Slow Progress on a Provision to Rein-In Wall Street High Rollers
Imagine that you work for a company that pays you to gamble large sums of other people’s money in casinos. If you win for the “investors,” you get a big bonus. If you sometimes lose — well you still collect your salary. Something like that has been happening on Wall Street.
Executive pay has often been structured in a way that encourages risk-taking. Executives have been given stock options that paid if stocks reached a certain price. If they fell short, the “penalty” was simply to forego the extra money. Former SEC Chairman Mary Shapiro explained that many financial institutions had compensation arrangements that “paid employees enormous sums for short-term success, even if these same decisions result in significant long-term losses or failure for investors and taxpayers.” Multiple surveys have found that over 80% of financial market participants believe that compensation practices played a role in the excessive risk accumulation that led to the financial crisis.
The financial crisis brought huge long-term losses to the U.S. economy and took a big toll on individual lives. According to a study by the Dallas Federal Reserve, the crisis will cause a loss in U.S. G.D.P. of between 6 and 14 trillion dollars, between 2007 and 2023
At the top of the financial industry, executive compensation was jaw-dropping: The Financial Crisis Inquiry Commission reported that “In 2007 Lloyd Blankfein, CEO at Goldman Sachs, received $68.5 million; Richard Fuld, CEO of Lehman Brothers, and Jamie Dimon, CEO of JPMorgan Chase, received about $34 million and $28 million, respectively.” At a lower executive level, brokers and dealers averaged more than 7 million dollars in compensation. Much of this high executive pay was accounted for by bonuses and performance incentives. Yet one third of US bank tellers are reportedly on public assistance. Prosecutors say low pay is a factor in rising crime among tellers.

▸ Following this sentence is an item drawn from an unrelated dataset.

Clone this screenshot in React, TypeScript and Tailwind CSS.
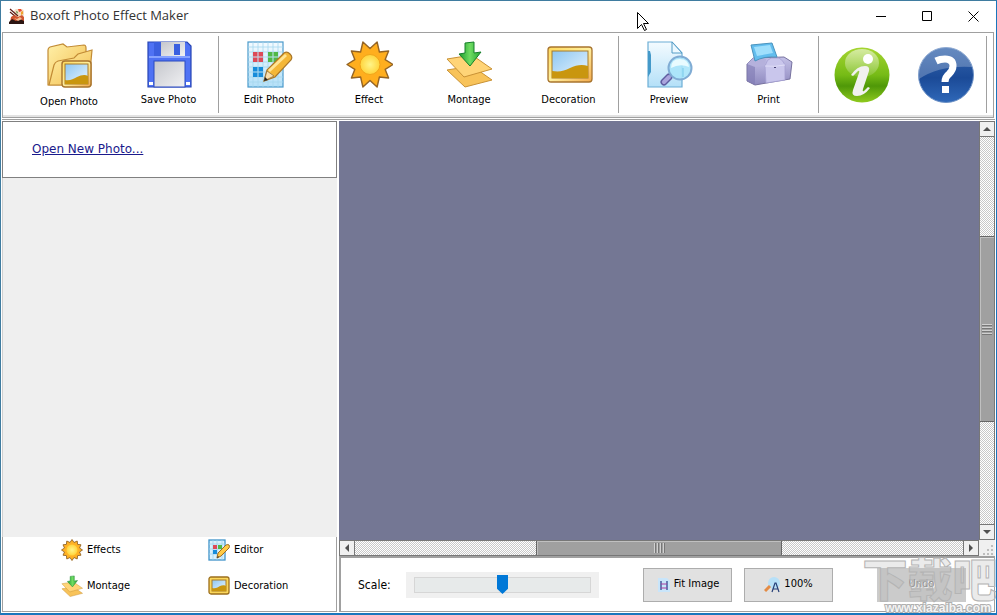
import { ReactNode } from "react";

type IconProps = { className?: string };

const AppIcon = () => (
  <svg viewBox="0 0 16 16" className="w-4 h-4" aria-hidden="true">
    <rect x="5" y="1" width="10" height="8" rx="3" fill="#f3dcc4" />
    <path d="M1 1l8 7M1 4l6 5" stroke="#5d1c16" strokeWidth="1.2" />
    <path d="M9 1h3l1 2-3 1z" fill="#e9482c" />
    <path d="M12 4l2-1v3l-2 1z" fill="#f0a22b" />
    <path d="M7 3l2 1-1 2z" fill="#4f8a3c" />
    <path d="M2 9l3-2 4 2 4-2 2 2v6H1z" fill="#d0552f" />
    <path d="M0 14l3-3 4 2 4-2 2 1 2 1v3H0z" fill="#2c1512" />
    <path d="M5 10l3 1 3-2 2 2-4 2z" fill="#f6bd92" />
  </svg>
);

const Gradients = () => (
  <svg className="absolute w-0 h-0" aria-hidden="true">
    <defs>
      <linearGradient id="gold" x1="0" y1="0" x2="1" y2="1">
        <stop offset="0" stopColor="#fff0a8" />
        <stop offset="1" stopColor="#f2bd4e" />
      </linearGradient>
      <linearGradient id="frame" x1="0" y1="0" x2="1" y2="1">
        <stop offset="0" stopColor="#ffd95a" />
        <stop offset="0.5" stopColor="#fff0a0" />
        <stop offset="1" stopColor="#f3a94b" />
      </linearGradient>
      <linearGradient id="sky" x1="0" y1="0" x2="1" y2="1">
        <stop offset="0" stopColor="#8dc6f2" />
        <stop offset="1" stopColor="#eaf6ff" />
      </linearGradient>
      <linearGradient id="sheet" x1="0" y1="0" x2="0" y2="1">
        <stop offset="0" stopColor="#f4fbff" />
        <stop offset="1" stopColor="#b4e0f8" />
      </linearGradient>
      <linearGradient id="metal" x1="0" y1="0" x2="1" y2="1">
        <stop offset="0" stopColor="#c4c6cc" />
        <stop offset="1" stopColor="#f1f1f3" />
      </linearGradient>
      <radialGradient id="sun">
        <stop offset="0" stopColor="#fff58a" />
        <stop offset="1" stopColor="#ffd43c" />
      </radialGradient>
      <linearGradient id="arrow" x1="0" y1="0" x2="1" y2="0">
        <stop offset="0" stopColor="#1c9c2c" />
        <stop offset="0.5" stopColor="#6fdc62" />
        <stop offset="1" stopColor="#25a534" />
      </linearGradient>
      <linearGradient id="printer" x1="0" y1="0" x2="0" y2="1">
        <stop offset="0" stopColor="#c4c1e8" />
        <stop offset="1" stopColor="#8f8abf" />
      </linearGradient>
      <linearGradient id="info" x1="0" y1="0" x2="0" y2="1">
        <stop offset="0" stopColor="#a5d531" />
        <stop offset="0.5" stopColor="#76bb16" />
        <stop offset="0.7" stopColor="#4f9808" />
        <stop offset="1" stopColor="#8fca1e" />
      </linearGradient>
      <linearGradient id="help" x1="0" y1="0" x2="0" y2="1">
        <stop offset="0" stopColor="#3566ad" />
        <stop offset="0.55" stopColor="#1b4a97" />
        <stop offset="1" stopColor="#2f68b8" />
      </linearGradient>
      <linearGradient id="gloss" x1="0" y1="0" x2="0" y2="1">
        <stop offset="0" stopColor="#ffffff" stopOpacity="0.55" />
        <stop offset="1" stopColor="#ffffff" stopOpacity="0.12" />
      </linearGradient>
    </defs>
  </svg>
);

const OpenIcon = ({ className }: IconProps) => (
  <svg viewBox="0 0 48 48" className={className} aria-hidden="true">
    <path d="M3 44V9q0-2 2-3l13-3 4 3 17-2q2 0 2 3v6L25 44z" fill="url(#gold)" stroke="#c28b35" strokeWidth="1.2" />
    <path d="M4 44l5-20q1-3 4-4l16-3 4-4 14-4-1 11v24H22z" fill="url(#gold)" stroke="#c28b35" strokeWidth="1.2" />
    <rect x="17" y="20" width="29" height="26" rx="3" fill="url(#frame)" stroke="#a8742e" strokeWidth="1.4" />
    <rect x="20" y="23" width="23" height="20" fill="url(#sky)" stroke="#a87a26" />
    <path d="M20 39c5 1 8-1 12-3 4-2 8-3 11-1v8H20z" fill="#c9960f" />
  </svg>
);

const SaveIcon = ({ className }: IconProps) => (
  <svg viewBox="0 0 48 48" className={className} aria-hidden="true">
    <path d="M3 2h39l4 4v41H3z" fill="#4f72f4" stroke="#2745b5" strokeWidth="1.2" />
    <rect x="9" y="2" width="7" height="14" fill="#3c60e0" />
    <rect x="16" y="2" width="24" height="14" fill="url(#metal)" />
    <rect x="29" y="4" width="6" height="11" fill="#3a5fe0" />
    <path d="M4 17h41" stroke="#86a2ff" strokeWidth="2" />
    <rect x="9" y="21" width="31" height="26" fill="url(#metal)" stroke="#2b4bc0" />
    <rect x="4" y="42" width="4" height="3" fill="#fff" />
    <rect x="41" y="42" width="4" height="3" fill="#fff" />
  </svg>
);

const EditIcon = ({ className }: IconProps) => (
  <svg viewBox="0 0 48 48" className={className} aria-hidden="true">
    <rect x="3" y="2" width="35" height="45" fill="url(#sheet)" stroke="#4a9acb" strokeWidth="1.2" />
    <path d="M8 2v45M13 2v45M18 2v45M23 2v45M28 2v45M33 2v45M3 7h35M3 12h35M3 17h35M3 22h35M3 27h35M3 32h35M3 37h35M3 42h35" stroke="#a5d7ef" strokeWidth=".8" />
    <path d="M8 12h4.500v4.500H8zM13.500 12H18v4.500h-4.500zM8 17.500h4.500V22H8zM13.500 17.500H18V22h-4.500z" fill="#dd4a58" />
    <path d="M23 12h4.500v4.500H23zM28.500 12H33v4.500h-4.500zM23 17.500h4.500V22H23zM28.500 17.500H33V22h-4.500z" fill="#51b848" />
    <path d="M8 27h4.500v4.500H8zM13.500 27H18v4.500h-4.500zM8 32.500h4.500V37H8zM13.500 32.500H18V37h-4.500z" fill="#168cda" />
    <path d="M19 41l3-11 17-17q3-2 6 1t1 6L30 37z" fill="#f4b738" stroke="#a97629" strokeWidth="1.2" />
    <path d="M24 31l17-16" stroke="#ffe596" strokeWidth="3" />
    <path d="M19 41l3-10 7 5z" fill="#f9dfad" stroke="#8a6a3a" strokeWidth=".7" />
    <path d="M19 41l1-4 3 3z" fill="#222" />
  </svg>
);

const SmallEditIcon = ({ className }: IconProps) => (
  <svg viewBox="0 0 22 22" className={className} aria-hidden="true">
    <rect x="1" y="1" width="16" height="20" fill="#d8f0fc" stroke="#3f93c9" strokeWidth="1.3" />
    <path d="M5 1v20M9 1v20M14 1v20M1 5h16M1 10h16M1 15h16" stroke="#a0d2ee" strokeWidth=".8" />
    <rect x="5" y="6" width="4" height="4" fill="#dd4a58" />
    <rect x="10" y="6" width="4" height="4" fill="#51b848" />
    <rect x="5" y="11" width="4" height="4" fill="#168cda" />
    <path d="M9 19l1-5 8-8q2-1 3 0t0 3l-8 8z" fill="#ffca45" stroke="#a06c22" />
    <path d="M9 19l1-2 1 1z" fill="#222" />
  </svg>
);

const SunIcon = ({ className }: IconProps) => (
  <svg viewBox="0 0 48 48" className={className} aria-hidden="true">
    <path
      d="M48 24.500L40.200 29.400 43.600 38 34.400 37 32.100 47 25 40.500 17.900 47 15.600 37 6.400 38 9.800 29.400 2 24.500 9.800 19.600 6.400 11 15.600 12 17.900 2 25 8.500 32.100 2 34.400 12 43.600 11 40.200 19.600z"
      fill="#ffae1e"
      stroke="#946425"
      strokeWidth="1.4"
      strokeLinejoin="round"
    />
    <circle cx="25" cy="24.500" r="10" fill="url(#sun)" stroke="#f0a51b" />
  </svg>
);

const SmallSunIcon = ({ className }: IconProps) => (
  <svg viewBox="0 0 22 22" className={className} aria-hidden="true">
    <path
      d="M21.500 11L18.500 13 20 16.200 16.600 16.600 16.200 20 13 18.500 11 21.500 9 18.500 5.800 20 5.400 16.600 2 16.200 3.500 13 .5 11 3.500 9 2 5.800 5.400 5.400 5.800 2 9 3.500 11 .5 13 3.500 16.200 2 16.600 5.400 20 5.800 18.500 9z"
      fill="#ffb224"
      stroke="#946425"
      strokeWidth=".9"
    />
    <circle cx="11" cy="11" r="5.500" fill="url(#sun)" />
  </svg>
);

const MontageIcon = ({ className }: IconProps) => (
  <svg viewBox="0 0 48 48" className={className} aria-hidden="true">
    <path d="M2 30l25-4 20 14-27 7z" fill="#f8c35a" stroke="#c99235" />
    <path d="M2 19l25-4 20 14-28 8z" fill="#ffd477" stroke="#c99235" />
    <path d="M20 3l9-1v11l7-1-11 14-11-12 6-1z" fill="url(#arrow)" stroke="#16802b" />
  </svg>
);

const DecorationIcon = ({ className }: IconProps) => (
  <svg viewBox="0 0 48 48" className={className} aria-hidden="true">
    <rect x="3" y="7" width="44" height="35" rx="3" fill="url(#frame)" stroke="#a8742e" strokeWidth="1.3" />
    <rect x="7" y="11" width="36" height="27" fill="url(#sky)" stroke="#a87a26" />
    <path d="M7 31c8 1 12 0 18-3 6-3 12-4 18-2v12H7z" fill="#c9960f" />
  </svg>
);

const SmallDecorationIcon = ({ className }: IconProps) => (
  <svg viewBox="0 0 22 22" className={className} aria-hidden="true">
    <rect x="1" y="2" width="20" height="17" rx="2" fill="#fbd75a" stroke="#9c6f1c" strokeWidth="1.3" />
    <rect x="4" y="5" width="14" height="11" fill="url(#sky)" stroke="#a87a26" />
    <path d="M4 13c4 1 6-1 8-2s5-1 6 0v5H4z" fill="#c9960f" />
  </svg>
);

const PreviewIcon = ({ className }: IconProps) => (
  <svg viewBox="0 0 48 48" className={className} aria-hidden="true">
    <path d="M3 2h24l10 11v34H3z" fill="url(#sheet)" stroke="#6caed5" strokeWidth="1.2" />
    <path d="M27 2v11h10z" fill="#edf9ff" stroke="#549cc6" />
    <path d="M3 11h2l1 4v17l-3 5z" fill="#4499c9" />
    <path d="M24 37l-5 5" stroke="#5f5da0" strokeWidth="7" strokeLinecap="round" />
    <path d="M24 37l-5 5" stroke="#aaa4dd" strokeWidth="4" strokeLinecap="round" />
    <circle cx="35" cy="28" r="11.500" fill="#a9e4fa" fillOpacity=".9" stroke="#80acd4" strokeWidth="2" />
    <path d="M26 28q0-9 9-9 8 0 9 8-9-4-18 1z" fill="#e8fbff" />
    <path d="M38 28v9" stroke="#79caea" />
  </svg>
);

const PrintIcon = ({ className }: IconProps) => (
  <svg viewBox="0 0 48 48" className={className} aria-hidden="true">
    <path d="M2 24l6-6 31-1 8 5-2 17-12 2-23 4-8-4z" fill="url(#printer)" stroke="#77729f" strokeLinejoin="round" />
    <path d="M2 24l8 3 10-1 1-7-13-1z" fill="#b5b1dc" />
    <path d="M10 27v18l-8-4V24z" fill="#7f7ab2" opacity=".6" />
    <path d="M20 26q2-7 6-8h8q4 2 6 7v15l-19 3z" fill="#c9c6ec" stroke="#a5a0d2" strokeWidth=".8" />
    <path d="M20 26q10 1 20-1" fill="none" stroke="#dedcf6" />
    <path d="M6 5l21-2 5 14q-13-1-22 4z" fill="#62bdee" stroke="#4a93bd" />
    <path d="M9 7l16-2 3 8-16 3z" fill="#9fdffc" />
    <rect x="29" y="27" width="2" height="1" fill="#44406f" />
  </svg>
);

const InfoIcon = () => (
  <svg viewBox="0 0 56 56" className="w-14 h-14" aria-hidden="true">
    <circle cx="28" cy="28" r="27.500" fill="url(#info)" />
    <ellipse cx="28" cy="16" rx="17" ry="14" fill="url(#gloss)" />
    <circle cx="34" cy="12" r="5" fill="#fff" />
    <path d="M17 28q6-9 14-9 5 0 4 5l-6 18q-1 3 1 2l4-4 2 1q-6 8-13 8-6 0-4-6l6-17q1-3-1-2l-5 5z" fill="#f1f1ef" />
  </svg>
);

const HelpIcon = () => (
  <svg viewBox="0 0 56 56" className="w-14 h-14" aria-hidden="true">
    <circle cx="28" cy="28" r="27.500" fill="url(#help)" stroke="#6d91c5" />
    <path d="M1 32A27 27 0 0 1 54 20Q22 18 1 32z" fill="#fff" opacity=".24" />
    <path d="M18 14q4-2 9-2 8 0 8 7 0 4-4 8-4 3-4 8" fill="none" stroke="#fff" strokeWidth="7" />
    <rect x="24" y="39" width="7" height="7" fill="#fff" />
  </svg>
);

const FitIcon = () => (
  <svg viewBox="0 0 16 16" className="w-4 h-4" aria-hidden="true">
    <path d="M2 1h9l3 3v11H2z" fill="#c9e5fa" />
    <path d="M5 4v9M11 4v9" stroke="#263888" strokeWidth="1.200" />
    <path d="M5 7h6M5 11h6" stroke="#a83ca0" />
  </svg>
);

const ZoomIcon = () => (
  <svg viewBox="0 0 16 16" className="w-4 h-4" aria-hidden="true">
    <circle cx="10" cy="6" r="6" fill="#b7e0f8" />
    <path d="M1 14l5-5" stroke="#e38b45" strokeWidth="3" />
    <path d="M8 15l3-9h1l3 9M9 12h5" fill="none" stroke="#263f78" strokeWidth="1.200" />
  </svg>
);

type ToolProps = { label: string; icon: ReactNode; last?: boolean };

const Tool = ({ label, icon, last }: ToolProps) => (
  <button
    type="button"
    className={`w-[100px] flex flex-col items-center gap-1 pt-1 ${last ? "border-r border-[#a0a0a0]" : ""}`}
  >
    {icon}
    <span className="leading-4">{label}</span>
  </button>
);

const Toolbar = () => (
  <nav className="ml-px mr-[2px] mt-px border border-[#a0a0a0] h-[86px] pt-[3px] pb-1 pl-4 pr-[6px] flex justify-between shadow-[inset_0_-2px_0_#e3e3e3]">
    <div className="flex">
      <Tool label="Open Photo" icon={<OpenIcon className="w-12 h-[50px]" />} />
      <Tool label="Save Photo" icon={<SaveIcon className="w-12 h-12" />} last />
      <Tool label="Edit Photo" icon={<EditIcon className="w-12 h-12" />} />
      <Tool label="Effect" icon={<SunIcon className="w-12 h-12" />} />
      <Tool label="Montage" icon={<MontageIcon className="w-12 h-12" />} />
      <Tool label="Decoration" icon={<DecorationIcon className="w-12 h-12" />} last />
      <Tool label="Preview" icon={<PreviewIcon className="w-12 h-12" />} />
      <Tool label="Print" icon={<PrintIcon className="w-12 h-12" />} last />
    </div>
    <div className="flex items-center gap-7 pr-3 border-r border-[#a0a0a0]">
      <button type="button" aria-label="About">
        <InfoIcon />
      </button>
      <button type="button" aria-label="Help">
        <HelpIcon />
      </button>
    </div>
  </nav>
);

const TitleBar = () => (
  <header className="h-[30px] shrink-0 flex items-center pl-2">
    <AppIcon />
    <h1 className="flex-1 pl-[5px] text-[13px] text-[#333] font-['Open_Sans','Noto_Sans',sans-serif]">
      Boxoft Photo Effect Maker
    </h1>
    <button type="button" aria-label="Minimize" className="w-[46px] h-7 flex items-center justify-center">
      <svg viewBox="0 0 11 11" className="w-[11px] h-[11px]">
        <path d="M0 5.500h10" stroke="#000" />
      </svg>
    </button>
    <button type="button" aria-label="Maximize" className="w-[46px] h-7 flex items-center justify-center">
      <svg viewBox="0 0 11 11" className="w-[11px] h-[11px]">
        <path d="M.5.5h9v9h-9z" fill="none" stroke="#000" />
      </svg>
    </button>
    <button type="button" aria-label="Close" className="w-[46px] h-7 flex items-center justify-center">
      <svg viewBox="0 0 11 11" className="w-[11px] h-[11px]">
        <path d="M.5.5l10 10M10.500.5l-10 10" stroke="#000" />
      </svg>
    </button>
  </header>
);

const modes = [
  { label: "Effects", icon: <SmallSunIcon className="w-[22px] h-[22px]" /> },
  { label: "Editor", icon: <SmallEditIcon className="w-[22px] h-[22px]" /> },
  { label: "Montage", icon: <MontageIcon className="w-[22px] h-[22px]" /> },
  { label: "Decoration", icon: <SmallDecorationIcon className="w-[22px] h-[22px]" /> },
];

const Sidebar = () => (
  <aside className="w-[335px] shrink-0 flex flex-col">
    <div className="h-[57px] border border-[#808080] bg-white flex items-center pl-[29px] pb-[2px]">
      <a href="#open" className="text-[12px] text-[#1a1a8c] underline font-['DejaVu_Sans',sans-serif]">
        Open New Photo...
      </a>
    </div>
    <div className="flex-1 bg-[#efefef] border-l border-[#d0d0d0]" />
    <div className="h-[75px] grid grid-cols-[147px_1fr] content-start gap-y-[14px] pt-[2px] pl-[58px] border-x border-b border-[#a0a0a0]">
      {modes.map((mode) => (
        <button key={mode.label} type="button" className="flex items-center gap-1">
          {mode.icon}
          {mode.label}
        </button>
      ))}
    </div>
  </aside>
);

const track =
  "bg-[repeating-conic-gradient(#c8c8c8_0_25%,#ffffff_0_50%)] bg-[length:2px_2px]";

type ArrowProps = { label: string; d: string };

const ArrowButton = ({ label, d }: ArrowProps) => (
  <button
    type="button"
    aria-label={label}
    className="w-4 h-4 shrink-0 border border-[#777] bg-[#f0f0f0] flex items-center justify-center"
  >
    <svg viewBox="0 0 8 8" className="w-2 h-2">
      <path d={d} fill="#505050" />
    </svg>
  </button>
);

const VerticalScroll = () => (
  <div className="w-4 shrink-0 flex flex-col">
    <ArrowButton label="Scroll up" d="M0 6l4-4 4 4z" />
    <div className={`flex-1 flex flex-col border-x border-[#777] ${track}`}>
      <div className="flex-[99]" />
      <div className="flex-[185] bg-[#a0a0a0] border-y border-[#666] shadow-[inset_1px_1px_0_#c0c0c0] flex flex-col items-center justify-center gap-[2px]">
        {[0, 1, 2, 3].map((line) => (
          <div key={line} className="w-[10px] h-px bg-[#d0d0d0] shadow-[0_1px_0_#777]" />
        ))}
      </div>
      <div className="flex-[102]" />
    </div>
    <ArrowButton label="Scroll down" d="M0 2h8l-4 4z" />
  </div>
);

const HorizontalScroll = () => (
  <div className="h-4 shrink-0 flex">
    <ArrowButton label="Scroll left" d="M6 0v8l-4-4z" />
    <div className={`flex-1 flex border-y border-[#777] ${track}`}>
      <div className="flex-[181]" />
      <div className="flex-[244] bg-[#a0a0a0] border-x border-[#666] shadow-[inset_1px_1px_0_#c0c0c0] flex items-center justify-center gap-[2px]">
        {[0, 1, 2, 3].map((line) => (
          <div key={line} className="w-px h-[10px] bg-[#d0d0d0] shadow-[1px_0_0_#777]" />
        ))}
      </div>
      <div className="flex-[181]" />
    </div>
    <ArrowButton label="Scroll right" d="M2 0l4 4-4 4z" />
    <div className="w-4 flex items-end justify-end pr-px bg-[#f0f0f0]">
      <svg viewBox="0 0 12 12" className="w-3 h-3" aria-hidden="true">
        <path d="M9 1h2v2H9zM5 5h2v2H5zM9 5h2v2H9zM1 9h2v2H1zM5 9h2v2H5zM9 9h2v2H9z" fill="#bdbdbd" />
      </svg>
    </div>
  </div>
);

const ScaleBar = () => (
  <footer className="relative h-14 shrink-0 border-2 border-r border-b border-[#a0a0a0] flex items-center pl-[17px] pr-7">
    <label htmlFor="scale" className="w-12 text-[12px]">
      Scale:
    </label>
    <div className="w-[193px] h-[26px] px-2 bg-[#f0f0f0] flex items-center">
      <input
        id="scale"
        type="range"
        defaultValue={50}
        className="w-full h-4 appearance-none bg-[#e7eaea] border border-[#d6d6d6] [&::-webkit-slider-thumb]:appearance-none [&::-webkit-slider-thumb]:w-[11px] [&::-webkit-slider-thumb]:h-[19px] [&::-webkit-slider-thumb]:bg-[#0078d7] [&::-webkit-slider-thumb]:[clip-path:polygon(0_0,100%_0,100%_72%,50%_100%,0_72%)]"
      />
    </div>
    <div className="flex-1 flex justify-end gap-3">
      <button type="button" className="w-[89px] h-[34px] border border-[#adadad] bg-[#e1e1e1] flex items-center justify-center gap-[2px]">
        <FitIcon />
        Fit Image
      </button>
      <button type="button" className="w-[89px] h-[34px] border border-[#adadad] bg-[#e1e1e1] flex items-center justify-center gap-1">
        <ZoomIcon />
        100%
      </button>
      <button type="button" disabled className="w-[89px] h-[34px] ml-8 bg-[#cbcbcb] text-[#8a8a8a] [text-shadow:1px_1px_0_#fff]">
        Undo
      </button>
    </div>
    <div className="absolute -right-1 top-1 w-[136px] flex flex-col items-center pointer-events-none">
      <span className="text-[45px] leading-[40px] font-black whitespace-nowrap text-[#b0b0b0]/25 [-webkit-text-stroke:1px_#b4b4b4] font-['Liberation_Sans','Noto_Sans_CJK_SC',sans-serif]">
        下载吧
      </span>
      <span className="text-[12px] leading-3 font-bold pl-4 text-[#f4f4f4] [-webkit-text-stroke:2px_#b0b0b0] [paint-order:stroke] font-['Liberation_Sans',sans-serif]">
        www.xiazaiba.com
      </span>
    </div>
  </footer>
);

const App = () => {
  return (
    <div className="relative h-screen flex flex-col overflow-hidden bg-white border border-t-[#3f7ca0] border-l-[#3f7ca0] border-r-[#1976bd] border-b-2 border-b-[#1976bd] text-[11px] text-black font-['DejaVu_Sans_Condensed','Noto_Sans',sans-serif]">
      <Gradients />
      <TitleBar />
      <Toolbar />
      <main className="flex-1 min-h-0 flex gap-[2px] mt-px mx-px pt-px border-t border-[#a0a0a0] pb-px">
        <Sidebar />
        <section className="flex-1 min-w-0 flex flex-col">
          <div className="flex-1 min-h-0 flex">
            <div className="flex-1 bg-[#747794]" />
            <VerticalScroll />
          </div>
          <HorizontalScroll />
          <ScaleBar />
        </section>
      </main>
      <svg viewBox="0 0 12 19" className="absolute left-[636px] top-[11px] w-3 h-[19px]" aria-hidden="true">
        <path d="M.5.5v16l4-4 3 6 2-1-3-6h5z" fill="#fff" stroke="#000" />
      </svg>
    </div>
  );
};

export default App;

The Dodd-Frank Wall Street Reform and Consumer Protection Act includes numerous provisions to deal with excessive executive pay. A key one, Section 956(b), requires seven financial regulatory entities to propose rules prohibiting incentive pay that encourages inappropriate risks to financial institutions — banks, credit, unions, investment advisors and others. 
Dodd-Frank was signed into law in July of 2010. Anticipating regulatory foot-dragging, Congress required regulators to prescribe new rules within 9 months. Basic concepts for regulating compensation to avoid rewarding excessive risk had already been developed before Dodd-Frank was signed. Four agencies had published broad guidelines applying just to banking organizations (Dodd-Frank covers more financial institutions). It took until mid- April 2011 to produce a draft regulation to implement 956. That regulation emphasized broad principles similar to the banking regulation. It added some weak specifics — like a 50% deferral of executive pay for three years — that would do little to change existing Wall Street practices. The comment period ended May 31st 2011. Over Four years later no new draft has appeared!
What’s the hold up? 956 is aimed directly at the wallets of some of the most politically influential executives in the country. The financial industry commands formidable lobbying resources, employing high-ranking former government officials and deep pockets for lobbying Congress and federal agencies. But public impatience with powerful lobbies is only growing and appears as a theme in political campaigns on both sides of the partisan divide.
There is no shortage of ideas for real reform. As just one example, groups like Public Citizen and Americans for Financial Reform have advocated that instead of Stock options, which can pay off in the short term, executives should be paid in bonds that must be held to maturity and will not pay if a company becomes insolvent. After more than four years, it’s past time to produce a strong regulation!